Watermelon Peel Sabji

  • Posted By: Healthy Buddha
  • Category: Lunch
  • Level: Easy
  • Cooking Time: 30 min
  • Serves: 2-3
  • Views: 552
About Recipe:
Watermelon Rind Sabji using the green edible skin of watermelon is a Vegan, No onion No garlic North Indian Style sabji/sabzi or dry vegetable. Again this sabji is taken from my mom’s recipe collection where she has been making this for ages. Yes, the green skin or the green rind of the watermelon is edible. People do use the white rind at times, but the green edible rind is not very popular. Reason being it has a tough skin. I read so many posts and everywhere it was you need to discard the green part. Stop that right away and use this fiber-rich skin when you can Recipe by Renu Agarwal ( )

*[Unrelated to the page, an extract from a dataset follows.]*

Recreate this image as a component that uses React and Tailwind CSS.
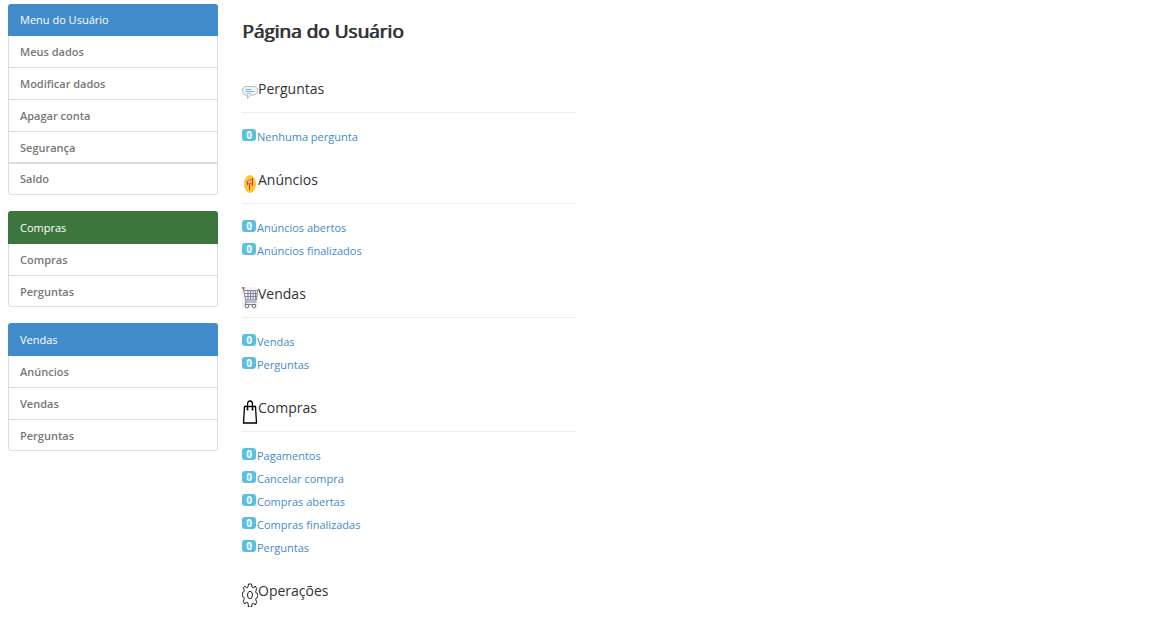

  • 2 Cups of Green Watermelon Rind cut into small pieces (Approximately – 230 grams)
  • ½ teaspoon Asafoetida – Hing
  • 1 teaspoon Cumin Seeds
  • ¼ teaspoon turmeric
  • 1 teaspoon Coriander powder
  • ½ teaspoon Garam Masala Powder
  • 2-3 green chillies finely chopped
  • ¼ inch ginger finely chopped
  • 1 teaspoon oil of choice
  • Salt to taste
  • Wash and clean the watermelon rind.
  • Using a sharp knife separate the green and white part of the rind.
  • Cut the green rind into small pieces. I prefer to cut lengthwise around 1 inch in length.
  • For 2 cups of water, add around 2 cups of water and pressure cook in a pressure cooker for 2-3 whistles until tender.
  • If using an open pan, boil a pot with 4 cups of water. Add the watermelon rind to it and let it boil until tender.
  • Once done, let this cool completely. If you prefer you can do this step a day earlier and refrigerate the rind.
  • Now remove the rind and squeeze out extra water and keep the rind in a separate plate or a bowl.
  • In a pan add 1 teaspoon oil
  • Once hot, add asafoetida and cumin seeds.
  • Let the cumin seeds crackle.
  • Once done add the watermelon rind, green chilly, remaining masala and salt.
  • Cover and cook this for 8-10 minutes until the masala is well incorporated, stirring in between.
  • The sabji should be done in about 10 minutes , or until the masala is cooked properly and there is no moisture left.